**SUPPLIED ENTRIES:**
☆ ☆ ☆ ☆ ☆

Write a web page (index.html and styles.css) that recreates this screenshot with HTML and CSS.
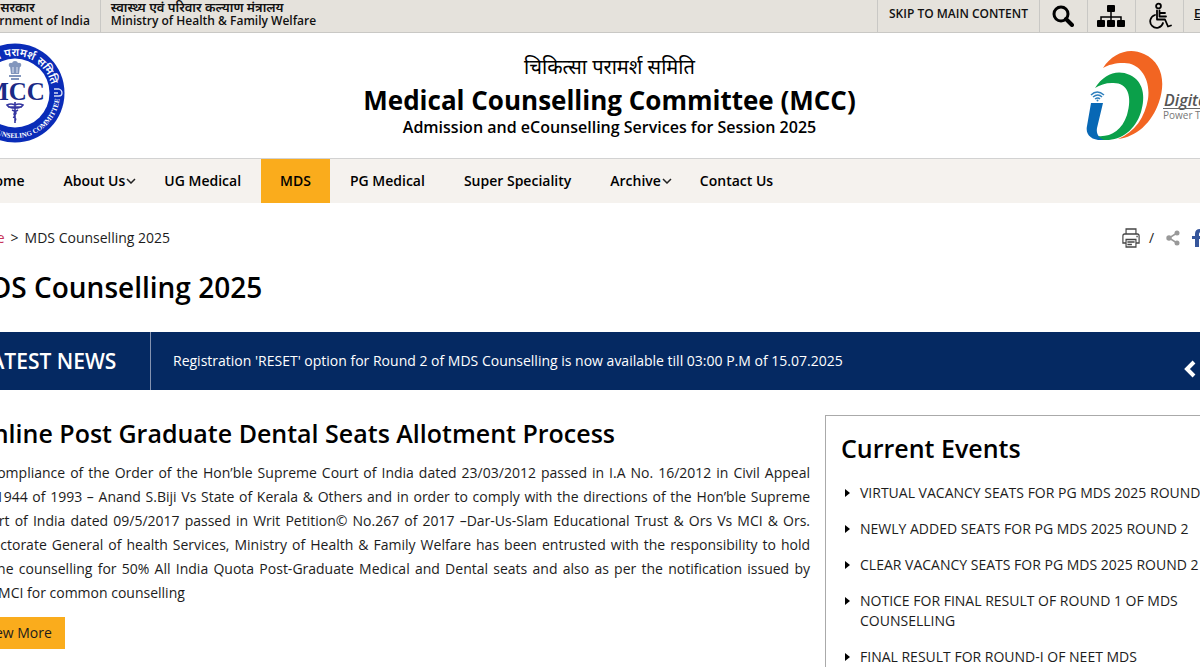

☆ ☆ ☆ ☆ ☆

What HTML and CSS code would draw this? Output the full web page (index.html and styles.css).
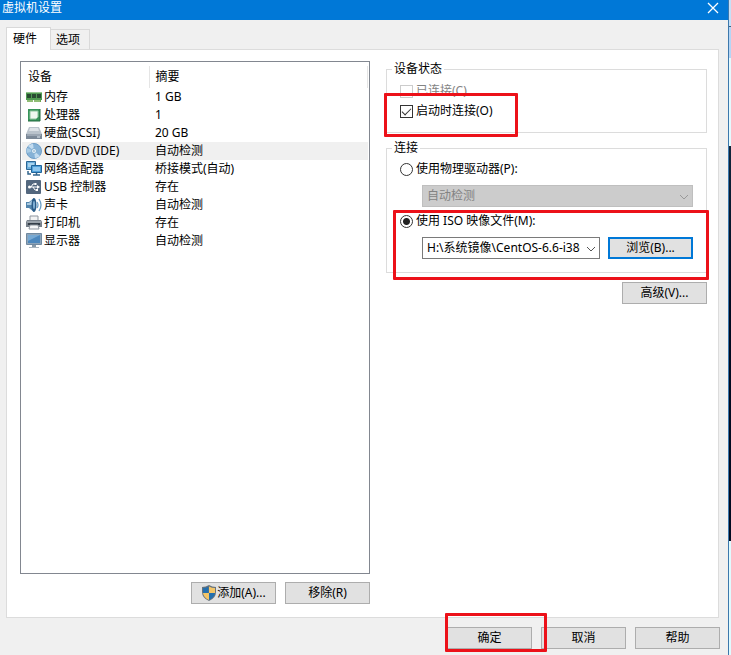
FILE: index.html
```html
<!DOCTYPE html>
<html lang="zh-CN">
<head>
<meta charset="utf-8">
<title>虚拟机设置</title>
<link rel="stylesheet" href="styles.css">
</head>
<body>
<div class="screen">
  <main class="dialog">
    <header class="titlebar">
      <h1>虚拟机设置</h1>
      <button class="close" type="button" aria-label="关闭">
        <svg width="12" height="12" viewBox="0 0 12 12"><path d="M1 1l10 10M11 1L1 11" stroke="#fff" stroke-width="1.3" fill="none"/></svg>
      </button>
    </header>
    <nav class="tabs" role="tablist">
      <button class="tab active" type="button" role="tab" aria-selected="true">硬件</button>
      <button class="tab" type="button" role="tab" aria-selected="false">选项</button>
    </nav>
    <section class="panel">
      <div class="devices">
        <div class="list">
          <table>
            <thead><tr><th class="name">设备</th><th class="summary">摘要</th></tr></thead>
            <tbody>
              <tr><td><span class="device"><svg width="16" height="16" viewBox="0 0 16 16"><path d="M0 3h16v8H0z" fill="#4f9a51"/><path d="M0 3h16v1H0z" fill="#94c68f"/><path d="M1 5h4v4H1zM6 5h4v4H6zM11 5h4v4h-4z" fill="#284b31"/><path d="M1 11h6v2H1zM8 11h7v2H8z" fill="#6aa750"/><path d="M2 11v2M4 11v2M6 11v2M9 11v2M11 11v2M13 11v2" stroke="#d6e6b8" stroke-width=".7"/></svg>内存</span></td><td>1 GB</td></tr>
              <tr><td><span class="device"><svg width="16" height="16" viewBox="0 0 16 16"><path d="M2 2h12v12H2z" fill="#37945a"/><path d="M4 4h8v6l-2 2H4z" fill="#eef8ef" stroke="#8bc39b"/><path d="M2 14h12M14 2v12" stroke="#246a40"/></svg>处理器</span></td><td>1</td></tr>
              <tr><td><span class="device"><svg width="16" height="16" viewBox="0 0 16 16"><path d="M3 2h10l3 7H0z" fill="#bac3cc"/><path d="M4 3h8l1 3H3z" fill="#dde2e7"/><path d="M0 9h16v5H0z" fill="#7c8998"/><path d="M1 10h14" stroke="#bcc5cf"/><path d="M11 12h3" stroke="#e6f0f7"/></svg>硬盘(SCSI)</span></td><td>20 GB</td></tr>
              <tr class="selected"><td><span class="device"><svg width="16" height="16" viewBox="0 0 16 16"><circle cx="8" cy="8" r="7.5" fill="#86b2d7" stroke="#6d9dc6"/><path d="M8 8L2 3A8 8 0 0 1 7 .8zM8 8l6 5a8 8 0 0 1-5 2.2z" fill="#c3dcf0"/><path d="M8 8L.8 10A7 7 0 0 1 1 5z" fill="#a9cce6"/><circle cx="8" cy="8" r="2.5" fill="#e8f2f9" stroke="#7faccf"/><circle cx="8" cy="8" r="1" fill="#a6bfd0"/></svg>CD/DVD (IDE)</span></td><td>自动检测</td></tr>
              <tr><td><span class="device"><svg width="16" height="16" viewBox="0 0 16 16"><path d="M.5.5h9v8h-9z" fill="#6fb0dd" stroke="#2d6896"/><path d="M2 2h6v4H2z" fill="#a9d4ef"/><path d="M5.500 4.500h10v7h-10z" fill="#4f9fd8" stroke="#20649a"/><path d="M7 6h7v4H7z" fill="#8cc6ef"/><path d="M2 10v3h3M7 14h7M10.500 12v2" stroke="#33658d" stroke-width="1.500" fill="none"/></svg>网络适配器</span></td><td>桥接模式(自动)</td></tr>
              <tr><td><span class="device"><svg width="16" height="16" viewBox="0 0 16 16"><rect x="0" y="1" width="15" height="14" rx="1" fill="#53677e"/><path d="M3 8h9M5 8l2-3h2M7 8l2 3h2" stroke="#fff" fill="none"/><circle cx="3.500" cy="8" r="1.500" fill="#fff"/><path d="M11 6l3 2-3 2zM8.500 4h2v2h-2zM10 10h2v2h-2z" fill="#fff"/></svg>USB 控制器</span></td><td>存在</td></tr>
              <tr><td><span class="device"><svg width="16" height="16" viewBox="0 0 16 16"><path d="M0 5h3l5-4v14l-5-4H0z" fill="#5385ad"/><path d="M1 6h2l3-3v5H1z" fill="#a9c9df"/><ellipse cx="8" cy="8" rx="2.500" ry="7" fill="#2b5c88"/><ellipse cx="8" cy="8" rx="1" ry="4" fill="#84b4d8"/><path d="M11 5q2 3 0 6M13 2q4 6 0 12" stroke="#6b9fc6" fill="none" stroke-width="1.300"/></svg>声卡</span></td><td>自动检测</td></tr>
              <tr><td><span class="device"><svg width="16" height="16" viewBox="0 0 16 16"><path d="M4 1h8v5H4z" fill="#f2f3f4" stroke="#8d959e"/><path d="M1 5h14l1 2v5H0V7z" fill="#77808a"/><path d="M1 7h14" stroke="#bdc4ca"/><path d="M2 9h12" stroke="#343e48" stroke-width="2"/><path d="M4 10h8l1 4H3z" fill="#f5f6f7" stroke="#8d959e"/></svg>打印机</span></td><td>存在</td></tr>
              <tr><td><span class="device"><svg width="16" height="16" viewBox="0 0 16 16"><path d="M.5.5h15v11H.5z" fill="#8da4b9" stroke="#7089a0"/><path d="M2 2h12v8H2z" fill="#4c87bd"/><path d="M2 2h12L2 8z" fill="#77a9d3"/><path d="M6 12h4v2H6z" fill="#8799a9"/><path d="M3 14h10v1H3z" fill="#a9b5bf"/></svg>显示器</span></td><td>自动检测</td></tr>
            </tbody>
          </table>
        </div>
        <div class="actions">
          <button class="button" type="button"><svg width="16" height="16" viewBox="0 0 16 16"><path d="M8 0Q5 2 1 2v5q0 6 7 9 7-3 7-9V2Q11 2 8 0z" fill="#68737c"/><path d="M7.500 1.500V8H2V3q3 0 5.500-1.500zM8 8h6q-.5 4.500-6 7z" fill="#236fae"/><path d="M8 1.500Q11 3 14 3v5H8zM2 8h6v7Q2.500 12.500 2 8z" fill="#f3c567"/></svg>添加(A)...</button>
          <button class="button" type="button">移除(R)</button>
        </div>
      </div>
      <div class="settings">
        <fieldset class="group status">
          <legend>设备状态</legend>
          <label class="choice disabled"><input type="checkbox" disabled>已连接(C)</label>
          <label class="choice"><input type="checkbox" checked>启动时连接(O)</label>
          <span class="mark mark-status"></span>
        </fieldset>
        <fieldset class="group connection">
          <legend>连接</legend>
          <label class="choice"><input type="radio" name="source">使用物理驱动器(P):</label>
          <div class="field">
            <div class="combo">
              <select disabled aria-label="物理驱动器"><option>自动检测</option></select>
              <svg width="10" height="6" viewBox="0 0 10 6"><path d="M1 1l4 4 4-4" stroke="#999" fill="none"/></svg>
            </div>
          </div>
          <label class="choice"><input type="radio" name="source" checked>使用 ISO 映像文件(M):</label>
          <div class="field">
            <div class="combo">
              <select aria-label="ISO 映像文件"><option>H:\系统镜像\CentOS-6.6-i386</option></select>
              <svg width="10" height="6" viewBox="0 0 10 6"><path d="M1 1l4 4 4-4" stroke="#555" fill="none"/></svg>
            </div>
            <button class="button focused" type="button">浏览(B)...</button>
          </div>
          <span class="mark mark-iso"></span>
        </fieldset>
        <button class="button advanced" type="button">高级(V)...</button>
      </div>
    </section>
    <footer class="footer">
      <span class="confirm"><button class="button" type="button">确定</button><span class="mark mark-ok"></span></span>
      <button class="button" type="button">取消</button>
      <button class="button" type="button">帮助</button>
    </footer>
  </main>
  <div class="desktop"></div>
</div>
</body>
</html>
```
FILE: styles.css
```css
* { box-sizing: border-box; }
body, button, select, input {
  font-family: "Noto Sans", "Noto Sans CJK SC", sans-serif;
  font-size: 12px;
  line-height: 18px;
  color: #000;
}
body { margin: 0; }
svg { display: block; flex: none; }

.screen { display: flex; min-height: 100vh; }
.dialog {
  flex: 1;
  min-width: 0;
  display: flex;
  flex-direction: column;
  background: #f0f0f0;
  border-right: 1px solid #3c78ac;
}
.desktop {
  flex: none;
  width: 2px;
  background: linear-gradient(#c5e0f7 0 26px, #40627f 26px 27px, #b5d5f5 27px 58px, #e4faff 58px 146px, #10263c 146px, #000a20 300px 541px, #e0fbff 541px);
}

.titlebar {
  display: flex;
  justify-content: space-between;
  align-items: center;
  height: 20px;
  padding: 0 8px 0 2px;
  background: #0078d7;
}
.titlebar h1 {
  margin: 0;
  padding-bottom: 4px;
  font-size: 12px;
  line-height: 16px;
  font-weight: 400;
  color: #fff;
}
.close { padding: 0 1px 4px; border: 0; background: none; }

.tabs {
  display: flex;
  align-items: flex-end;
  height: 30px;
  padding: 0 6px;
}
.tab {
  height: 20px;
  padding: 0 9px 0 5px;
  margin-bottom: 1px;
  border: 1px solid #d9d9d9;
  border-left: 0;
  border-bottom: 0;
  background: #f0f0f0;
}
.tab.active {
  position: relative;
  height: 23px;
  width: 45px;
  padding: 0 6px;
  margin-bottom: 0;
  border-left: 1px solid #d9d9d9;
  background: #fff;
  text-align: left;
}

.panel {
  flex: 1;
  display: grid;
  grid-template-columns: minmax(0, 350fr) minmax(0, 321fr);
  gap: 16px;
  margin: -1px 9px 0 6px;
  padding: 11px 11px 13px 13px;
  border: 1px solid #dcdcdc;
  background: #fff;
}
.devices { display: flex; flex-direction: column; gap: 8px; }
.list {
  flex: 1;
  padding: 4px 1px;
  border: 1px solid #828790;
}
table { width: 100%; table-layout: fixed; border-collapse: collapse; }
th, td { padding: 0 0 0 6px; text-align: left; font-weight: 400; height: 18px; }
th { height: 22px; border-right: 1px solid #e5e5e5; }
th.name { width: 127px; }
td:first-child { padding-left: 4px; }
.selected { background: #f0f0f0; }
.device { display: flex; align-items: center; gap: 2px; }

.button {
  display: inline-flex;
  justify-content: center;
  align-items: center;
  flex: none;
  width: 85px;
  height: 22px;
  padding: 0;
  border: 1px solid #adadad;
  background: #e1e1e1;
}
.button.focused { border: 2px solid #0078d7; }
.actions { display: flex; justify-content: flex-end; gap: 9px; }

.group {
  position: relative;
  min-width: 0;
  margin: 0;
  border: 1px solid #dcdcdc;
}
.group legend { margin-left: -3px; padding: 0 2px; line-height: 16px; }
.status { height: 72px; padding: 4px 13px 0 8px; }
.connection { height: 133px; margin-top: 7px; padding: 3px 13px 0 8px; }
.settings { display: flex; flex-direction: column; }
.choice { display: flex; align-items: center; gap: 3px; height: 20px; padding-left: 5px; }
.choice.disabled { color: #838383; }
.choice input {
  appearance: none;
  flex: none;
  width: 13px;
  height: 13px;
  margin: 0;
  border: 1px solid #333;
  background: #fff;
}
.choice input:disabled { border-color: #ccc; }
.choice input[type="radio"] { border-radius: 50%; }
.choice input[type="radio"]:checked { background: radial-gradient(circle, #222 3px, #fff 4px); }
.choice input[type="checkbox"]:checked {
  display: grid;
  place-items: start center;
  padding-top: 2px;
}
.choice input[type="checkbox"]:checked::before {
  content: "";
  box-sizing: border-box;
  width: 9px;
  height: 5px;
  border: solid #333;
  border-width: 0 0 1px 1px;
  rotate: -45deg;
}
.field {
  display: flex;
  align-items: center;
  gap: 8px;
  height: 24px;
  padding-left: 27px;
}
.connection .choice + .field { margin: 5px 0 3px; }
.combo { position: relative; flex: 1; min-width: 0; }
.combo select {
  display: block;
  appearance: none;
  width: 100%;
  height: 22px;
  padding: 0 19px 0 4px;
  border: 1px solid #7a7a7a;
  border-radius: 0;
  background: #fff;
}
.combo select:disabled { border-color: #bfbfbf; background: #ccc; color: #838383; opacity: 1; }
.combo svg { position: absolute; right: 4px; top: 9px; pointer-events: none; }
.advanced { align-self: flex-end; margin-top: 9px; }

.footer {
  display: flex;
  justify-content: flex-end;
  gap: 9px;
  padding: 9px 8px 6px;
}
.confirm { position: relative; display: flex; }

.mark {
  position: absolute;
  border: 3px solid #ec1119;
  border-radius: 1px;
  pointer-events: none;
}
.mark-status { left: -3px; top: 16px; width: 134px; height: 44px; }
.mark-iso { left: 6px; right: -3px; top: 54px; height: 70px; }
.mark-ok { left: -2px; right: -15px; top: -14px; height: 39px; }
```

☆ ☆ ☆ ☆ ☆

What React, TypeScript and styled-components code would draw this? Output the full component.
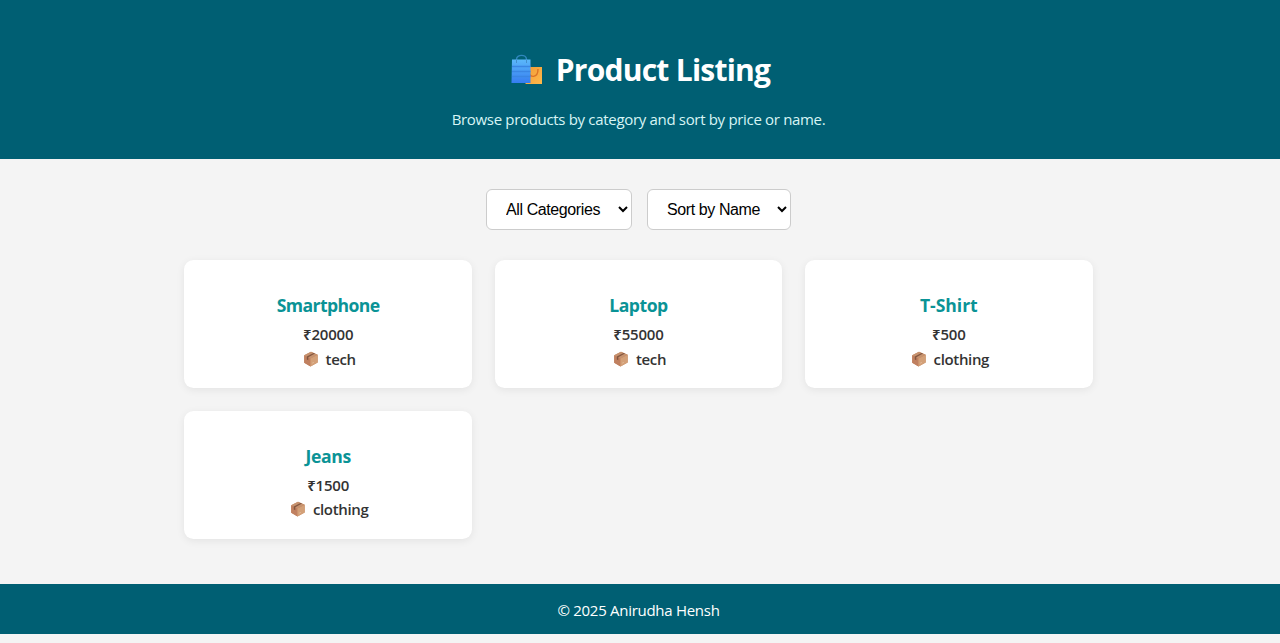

☆ ☆ ☆ ☆ ☆

**WORK REQUIRED:**
Provide only the number of lines in the records containing the string "full".

**THE SOLUTION:**
2